## TO BE DONE
Repeat the full listing below verbatim and keep the images out.

## DATASET EXCERPT

** Begin **

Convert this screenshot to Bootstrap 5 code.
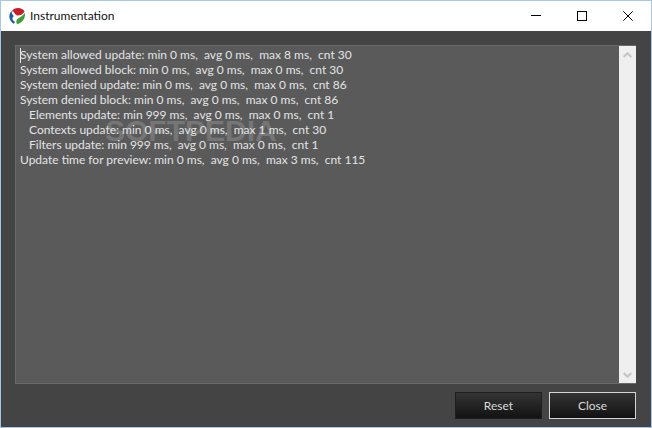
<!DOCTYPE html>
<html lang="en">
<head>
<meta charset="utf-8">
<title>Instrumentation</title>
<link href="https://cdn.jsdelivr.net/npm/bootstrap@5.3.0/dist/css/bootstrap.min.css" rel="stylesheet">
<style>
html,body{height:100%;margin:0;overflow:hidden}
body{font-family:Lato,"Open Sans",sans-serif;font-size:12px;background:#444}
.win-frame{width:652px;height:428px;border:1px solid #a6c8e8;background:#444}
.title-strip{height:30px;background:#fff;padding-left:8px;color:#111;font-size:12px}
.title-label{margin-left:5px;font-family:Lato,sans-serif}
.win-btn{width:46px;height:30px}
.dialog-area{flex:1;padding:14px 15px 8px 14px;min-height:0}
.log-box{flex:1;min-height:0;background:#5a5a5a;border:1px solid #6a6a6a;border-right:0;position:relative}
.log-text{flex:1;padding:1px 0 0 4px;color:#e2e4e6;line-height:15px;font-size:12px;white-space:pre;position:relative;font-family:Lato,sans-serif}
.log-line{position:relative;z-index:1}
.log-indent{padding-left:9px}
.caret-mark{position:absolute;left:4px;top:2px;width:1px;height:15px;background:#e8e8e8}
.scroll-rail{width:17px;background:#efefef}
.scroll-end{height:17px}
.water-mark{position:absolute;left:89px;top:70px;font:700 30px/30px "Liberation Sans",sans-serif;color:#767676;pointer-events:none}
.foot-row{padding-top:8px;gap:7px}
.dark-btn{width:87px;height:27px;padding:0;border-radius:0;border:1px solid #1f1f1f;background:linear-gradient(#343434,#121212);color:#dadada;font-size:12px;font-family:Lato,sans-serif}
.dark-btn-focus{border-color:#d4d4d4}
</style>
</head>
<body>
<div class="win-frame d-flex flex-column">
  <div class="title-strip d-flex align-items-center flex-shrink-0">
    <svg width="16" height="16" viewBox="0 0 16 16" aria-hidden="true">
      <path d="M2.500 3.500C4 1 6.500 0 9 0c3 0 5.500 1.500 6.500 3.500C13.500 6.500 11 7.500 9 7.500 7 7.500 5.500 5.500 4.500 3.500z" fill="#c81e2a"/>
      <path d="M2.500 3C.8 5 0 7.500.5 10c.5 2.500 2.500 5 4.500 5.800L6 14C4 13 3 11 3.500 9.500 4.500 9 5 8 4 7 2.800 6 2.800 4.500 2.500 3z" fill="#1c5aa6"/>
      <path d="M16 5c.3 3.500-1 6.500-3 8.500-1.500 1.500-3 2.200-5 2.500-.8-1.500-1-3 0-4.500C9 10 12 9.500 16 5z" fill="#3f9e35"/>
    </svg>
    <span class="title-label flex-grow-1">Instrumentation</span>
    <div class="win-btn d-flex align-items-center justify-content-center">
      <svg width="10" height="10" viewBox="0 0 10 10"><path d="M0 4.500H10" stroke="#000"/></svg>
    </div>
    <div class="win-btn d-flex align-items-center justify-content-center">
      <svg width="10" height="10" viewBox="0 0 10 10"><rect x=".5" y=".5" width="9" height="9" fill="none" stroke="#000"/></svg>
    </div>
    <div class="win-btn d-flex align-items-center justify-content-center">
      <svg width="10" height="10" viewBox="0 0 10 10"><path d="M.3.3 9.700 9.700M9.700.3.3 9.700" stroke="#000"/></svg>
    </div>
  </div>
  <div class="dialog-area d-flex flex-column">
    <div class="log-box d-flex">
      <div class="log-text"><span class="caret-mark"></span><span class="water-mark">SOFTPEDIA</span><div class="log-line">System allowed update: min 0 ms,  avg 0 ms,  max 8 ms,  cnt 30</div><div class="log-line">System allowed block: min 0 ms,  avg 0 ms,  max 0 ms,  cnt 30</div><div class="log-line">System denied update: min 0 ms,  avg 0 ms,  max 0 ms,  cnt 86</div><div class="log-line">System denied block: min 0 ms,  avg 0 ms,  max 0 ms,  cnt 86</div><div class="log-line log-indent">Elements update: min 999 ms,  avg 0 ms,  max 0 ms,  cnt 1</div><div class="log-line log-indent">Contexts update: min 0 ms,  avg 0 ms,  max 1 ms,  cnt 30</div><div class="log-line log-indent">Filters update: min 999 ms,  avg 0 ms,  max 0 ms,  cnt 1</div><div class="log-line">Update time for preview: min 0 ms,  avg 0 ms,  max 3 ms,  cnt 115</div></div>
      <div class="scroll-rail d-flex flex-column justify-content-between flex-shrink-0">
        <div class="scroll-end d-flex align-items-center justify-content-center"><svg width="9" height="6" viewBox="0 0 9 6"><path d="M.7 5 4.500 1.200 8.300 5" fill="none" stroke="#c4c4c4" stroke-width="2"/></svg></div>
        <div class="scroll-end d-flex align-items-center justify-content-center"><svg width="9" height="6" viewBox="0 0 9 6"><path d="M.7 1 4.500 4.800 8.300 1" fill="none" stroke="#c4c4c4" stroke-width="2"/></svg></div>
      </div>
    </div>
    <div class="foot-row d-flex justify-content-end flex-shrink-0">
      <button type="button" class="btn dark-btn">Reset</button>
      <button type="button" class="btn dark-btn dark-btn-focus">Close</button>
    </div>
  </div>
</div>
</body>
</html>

** End **

## COMPLETE ANSWER
Convert this screenshot to Bootstrap 5 code.
<!DOCTYPE html>
<html lang="en">
<head>
<meta charset="utf-8">
<title>Instrumentation</title>
<link href="https://cdn.jsdelivr.net/npm/bootstrap@5.3.0/dist/css/bootstrap.min.css" rel="stylesheet">
<style>
html,body{height:100%;margin:0;overflow:hidden}
body{font-family:Lato,"Open Sans",sans-serif;font-size:12px;background:#444}
.win-frame{width:652px;height:428px;border:1px solid #a6c8e8;background:#444}
.title-strip{height:30px;background:#fff;padding-left:8px;color:#111;font-size:12px}
.title-label{margin-left:5px;font-family:Lato,sans-serif}
.win-btn{width:46px;height:30px}
.dialog-area{flex:1;padding:14px 15px 8px 14px;min-height:0}
.log-box{flex:1;min-height:0;background:#5a5a5a;border:1px solid #6a6a6a;border-right:0;position:relative}
.log-text{flex:1;padding:1px 0 0 4px;color:#e2e4e6;line-height:15px;font-size:12px;white-space:pre;position:relative;font-family:Lato,sans-serif}
.log-line{position:relative;z-index:1}
.log-indent{padding-left:9px}
.caret-mark{position:absolute;left:4px;top:2px;width:1px;height:15px;background:#e8e8e8}
.scroll-rail{width:17px;background:#efefef}
.scroll-end{height:17px}
.water-mark{position:absolute;left:89px;top:70px;font:700 30px/30px "Liberation Sans",sans-serif;color:#767676;pointer-events:none}
.foot-row{padding-top:8px;gap:7px}
.dark-btn{width:87px;height:27px;padding:0;border-radius:0;border:1px solid #1f1f1f;background:linear-gradient(#343434,#121212);color:#dadada;font-size:12px;font-family:Lato,sans-serif}
.dark-btn-focus{border-color:#d4d4d4}
</style>
</head>
<body>
<div class="win-frame d-flex flex-column">
  <div class="title-strip d-flex align-items-center flex-shrink-0">
    <svg width="16" height="16" viewBox="0 0 16 16" aria-hidden="true">
      <path d="M2.500 3.500C4 1 6.500 0 9 0c3 0 5.500 1.500 6.500 3.500C13.500 6.500 11 7.500 9 7.500 7 7.500 5.500 5.500 4.500 3.500z" fill="#c81e2a"/>
      <path d="M2.500 3C.8 5 0 7.500.5 10c.5 2.500 2.500 5 4.500 5.800L6 14C4 13 3 11 3.500 9.500 4.500 9 5 8 4 7 2.800 6 2.800 4.500 2.500 3z" fill="#1c5aa6"/>
      <path d="M16 5c.3 3.500-1 6.500-3 8.500-1.500 1.500-3 2.200-5 2.500-.8-1.500-1-3 0-4.500C9 10 12 9.500 16 5z" fill="#3f9e35"/>
    </svg>
    <span class="title-label flex-grow-1">Instrumentation</span>
    <div class="win-btn d-flex align-items-center justify-content-center">
      <svg width="10" height="10" viewBox="0 0 10 10"><path d="M0 4.500H10" stroke="#000"/></svg>
    </div>
    <div class="win-btn d-flex align-items-center justify-content-center">
      <svg width="10" height="10" viewBox="0 0 10 10"><rect x=".5" y=".5" width="9" height="9" fill="none" stroke="#000"/></svg>
    </div>
    <div class="win-btn d-flex align-items-center justify-content-center">
      <svg width="10" height="10" viewBox="0 0 10 10"><path d="M.3.3 9.700 9.700M9.700.3.3 9.700" stroke="#000"/></svg>
    </div>
  </div>
  <div class="dialog-area d-flex flex-column">
    <div class="log-box d-flex">
      <div class="log-text"><span class="caret-mark"></span><span class="water-mark">SOFTPEDIA</span><div class="log-line">System allowed update: min 0 ms,  avg 0 ms,  max 8 ms,  cnt 30</div><div class="log-line">System allowed block: min 0 ms,  avg 0 ms,  max 0 ms,  cnt 30</div><div class="log-line">System denied update: min 0 ms,  avg 0 ms,  max 0 ms,  cnt 86</div><div class="log-line">System denied block: min 0 ms,  avg 0 ms,  max 0 ms,  cnt 86</div><div class="log-line log-indent">Elements update: min 999 ms,  avg 0 ms,  max 0 ms,  cnt 1</div><div class="log-line log-indent">Contexts update: min 0 ms,  avg 0 ms,  max 1 ms,  cnt 30</div><div class="log-line log-indent">Filters update: min 999 ms,  avg 0 ms,  max 0 ms,  cnt 1</div><div class="log-line">Update time for preview: min 0 ms,  avg 0 ms,  max 3 ms,  cnt 115</div></div>
      <div class="scroll-rail d-flex flex-column justify-content-between flex-shrink-0">
        <div class="scroll-end d-flex align-items-center justify-content-center"><svg width="9" height="6" viewBox="0 0 9 6"><path d="M.7 5 4.500 1.200 8.300 5" fill="none" stroke="#c4c4c4" stroke-width="2"/></svg></div>
        <div class="scroll-end d-flex align-items-center justify-content-center"><svg width="9" height="6" viewBox="0 0 9 6"><path d="M.7 1 4.500 4.800 8.300 1" fill="none" stroke="#c4c4c4" stroke-width="2"/></svg></div>
      </div>
    </div>
    <div class="foot-row d-flex justify-content-end flex-shrink-0">
      <button type="button" class="btn dark-btn">Reset</button>
      <button type="button" class="btn dark-btn dark-btn-focus">Close</button>
    </div>
  </div>
</div>
</body>
</html>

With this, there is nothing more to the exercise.